Damages for paraplegic injury
Ng Tat Keun v Tam Che Fu and ECAFB HCPI 896/2013 
This Judgment was an assessment of damages involving an employee with paraplegic injuries. At the material time, his employer failed to take out EC insurance and the Employees’ Compensation Assistance Fund Board (ECAFB) joined in the proceedings to contest quantum but did not dispute liability.
Total damages was awarded at over $12.7m inclusive of $2.2m employees’ compensation. About $2.25m was for PSLA, $4.5m for loss of earnings, $1.7m for cost of alternative accommodation, $2m for cost of care and $1.5m for medical treatment.
Parties had actually agreed a settlement prior to the hearing but requested the Court to “approve” the sum. Most of the heads of damages were not contested but Mr Justice Bharwaney took the opportunity to set out some guidelines on how certain heads of damage should be calculated.
Cost of private or public care
The Court reiterated that if a plaintiff evinces genuine intention to seek treatment from private doctors or from a private clinic or hospital, the court should award damages based on the cost of such treatment, unless there was good reason why he or she should obtain the reasonably needed treatment from the Hospital Authority (HA). Provided the treatment is reasonably needed, the plaintiff’s choice to seek such treatment in the private sector cannot be equated with a failure on his part to mitigate his loss by seeking the needed treatment from the HA.

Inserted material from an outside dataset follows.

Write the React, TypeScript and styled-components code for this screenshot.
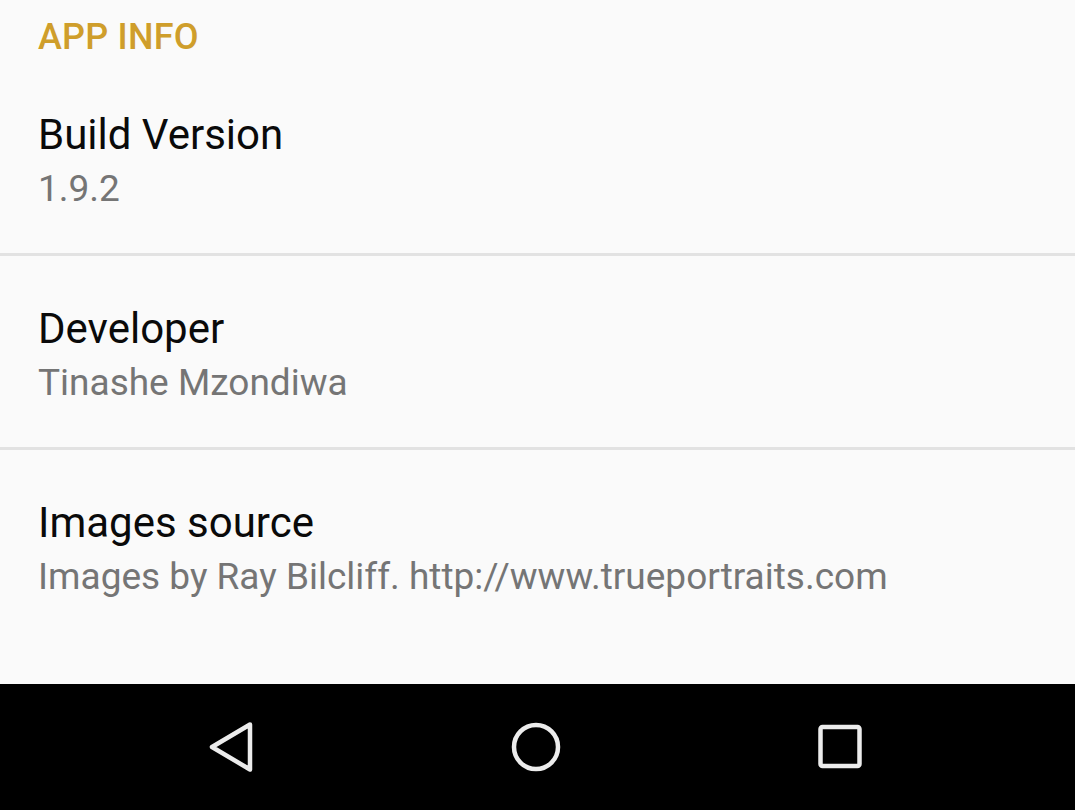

That means the starting point is cost of private care will be awarded even if the claimant had been receiving public care up to the time of trial.
Cost of domestic helpers
The court allowed the cost of engaging two domestic helpers instead of the higher cost of hiring a health care assistant plus one domestic helper, as recommended by the Plaintiff’s expert occupational therapist. Since there would be two helpers assisting the Plaintiff, the value of the sisters’ services would be assistive and supervisory only and therefore, allowed at $2,000 per month only.
Future cost of alternative accommodation
Historically, courts have assessed this head of claim by reference to purchase cost of suitable accommodation or by cost of rental over the person’s lifetime. Since the English case of Roberts v Johnstone  CA to which some Hong Kong courts have followed, the full purchase cost has not been allowed to prevent a windfall to the estate of the plaintiff after death. The approach adopted was to allow additional annual costs over the plaintiff’s lifetime based on the real rate of return on investment. For example, assuming purchase price of $7m and net rate of return is 2.5%, the annual costs would be $175,000. Applying the whole life multiplier adopted in the present case of 8.61, the annual costs would be $1.5m, which is only about 22% of the assumed purchase price of $7m. The Court said that it would clearly not be appropriate to adopt the Roberts v Johnstone formula in this case where future life expectancy is short.
Instead, the Court adopted the rental differential approach based on the current rental of suitable accommodation less current rental actually paid and the lifetime multiplier (ie $15,000 future rental less $1,105 current rental x 12 x 8.61 multiplier = $1,435,631).
The Court was also highly critical of the Secretary for Welfare and Labour and the Commissioner of Labour for failing to amend the Employees’ Compensation Assistance Ordinance (ECAO) to ensure that severely injured employees received their full judgment awards. Under the present ECAO regime, after a first payment of $1.5m has been made out of the judgement sum, the balance must be paid by monthly instalments equivalent to the monthly earnings of the injured employee. He or she would be entitled to extra payments if severely injured but capped at $10,000 a month, until the judgment sum is exhausted.
In the present case, given net damages exceeded $10m and the monthly instalments would be around $38,000, it would take over 19 years of monthly instalments before the Plaintiff is fully paid but he only has a life expectancy of 7.5 years from date of judgment. That clearly could not have been the intention of the ECAF scheme. Mr Justice Bharwaney contrasted the ECA regime with the scheme administered by the Motor Insurers’ Bureau (MIB) for uninsured drivers. Under the MIB regime, a claimant would be paid in full within 28 days but under the present ECA scheme, severely injured employees are likely to be seriously under compensated unless the ECAO is amended soon.